Task to complete: Copy every line in which the string "index" occurs.

** Begin **

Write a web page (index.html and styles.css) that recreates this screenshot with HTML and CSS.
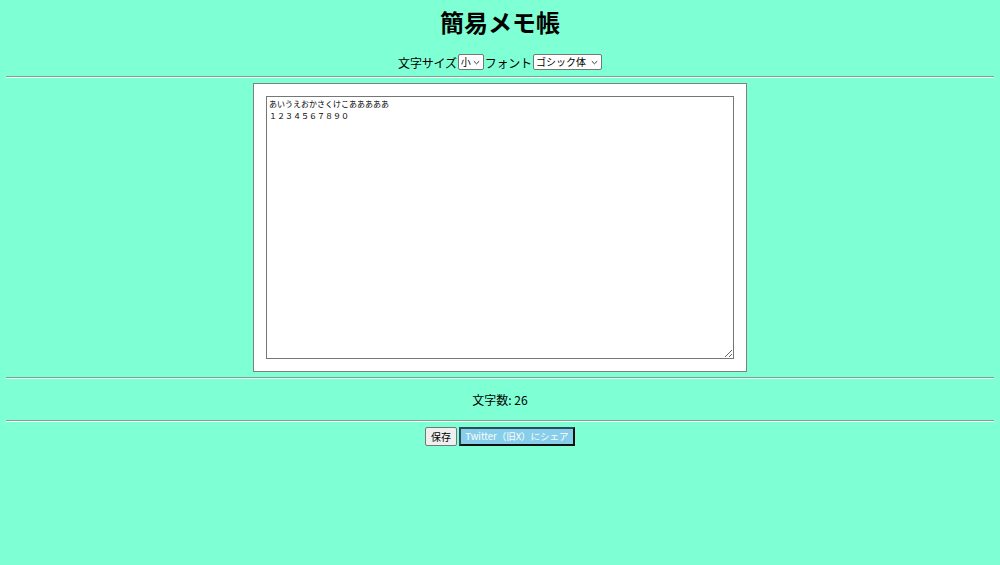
FILE: index.html
```html
<!DOCTYPE html>
<html lang="ja">
<head>
<meta charset="utf-8">
<title>簡易メモ帳</title>
<link rel="stylesheet" href="styles.css">
</head>
<body>
<h1 class="title">簡易メモ帳</h1>
<div class="controls">文字サイズ<select class="sel sel-size"><option>小</option><option>中</option><option>大</option></select>フォント<select class="sel sel-font"><option>ゴシック体</option><option>明朝体</option></select></div>
<hr class="rule">
<div class="editor">
<textarea class="memo">あいうえおかさくけこあああああ
１２３４５６７８９０</textarea>
</div>
<hr class="rule">
<div class="count">文字数: 26</div>
<hr class="rule">
<div class="actions">
<button class="btn btn-save">保存</button>
<button class="btn btn-share">Twitter（旧X）にシェア</button>
</div>
</body>
</html>
```

FILE: styles.css
```css
html, body {
  background: #7fffd4;
}
body {
  margin: 6px;
  font-family: "Noto Sans CJK JP", "Noto Sans", sans-serif;
  font-size: 12px;
  color: #000;
  text-align: center;
}
.title {
  margin: 0;
  font-size: 24px;
  line-height: 32px;
  font-weight: bold;
}
.controls {
  margin-top: 15px;
  height: 18px;
  display: flex;
  justify-content: center;
  align-items: center;
  gap: 1px;
  letter-spacing: -0.2px;
}
.sel {
  -webkit-appearance: none;
  appearance: none;
  font-family: "Noto Sans CJK JP", sans-serif;
  font-size: 10px;
  letter-spacing: 0;
  height: 16px;
  line-height: 14px;
  padding: 0 0 0 2px;
  border: 1px solid #767676;
  border-radius: 2px;
  background-color: #fff;
  background-image: url("data:image/svg+xml,%3Csvg xmlns='http://www.w3.org/2000/svg' width='7' height='5' viewBox='0 0 7 5'%3E%3Cpath d='M0.8 1.2 L3.5 3.8 L6.2 1.2' fill='none' stroke='%23333' stroke-width='1'/%3E%3C/svg%3E");
  background-repeat: no-repeat;
  background-position: right 3px center;
  color: #000;
  text-align: left;
}
.sel-size { width: 26px; }
.sel-font { width: 69px; }
.rule {
  margin: 5px 0 5px;
  border: 0;
  border-top: 1px solid #8a9a94;
  border-bottom: 1px solid #e6fff6;
  height: 0;
}
.editor {
  width: 494px;
  box-sizing: border-box;
  margin: 0 auto;
  padding: 12px;
  background: #fff;
  border: 1px solid #808080;
}
.memo {
  display: block;
  box-sizing: border-box;
  width: 468px;
  height: 263px;
  margin: 0;
  padding: 1px 2px;
  border: 1px solid #767676;
  font-family: "Noto Sans CJK JP", sans-serif;
  font-size: 8px;
  line-height: 12px;
  color: #000;
  resize: both;
}
.count {
  height: 31px;
  line-height: 32px;
}
.actions {
  display: flex;
  justify-content: center;
  gap: 2px;
}
.btn {
  font-family: "Noto Sans CJK JP", sans-serif;
  font-size: 10px;
  height: 19px;
  line-height: 15px;
  box-sizing: border-box;
  white-space: nowrap;
}
.btn-save {
  width: 32px;
  padding: 1px 4px;
  background: #efefef;
  border: 1px solid #767676;
  border-radius: 2px;
  color: #000;
}
.btn-share {
  width: 116px;
  padding: 0;
  font-size: 9.5px;
  background: #87ceeb;
  color: #fff;
  border: 2px solid;
  border-color: #2f4b5a #111 #111 #2f4b5a;
}
```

** End **

Correct response:
Write a web page (index.html and styles.css) that recreates this screenshot with HTML and CSS.
FILE: index.html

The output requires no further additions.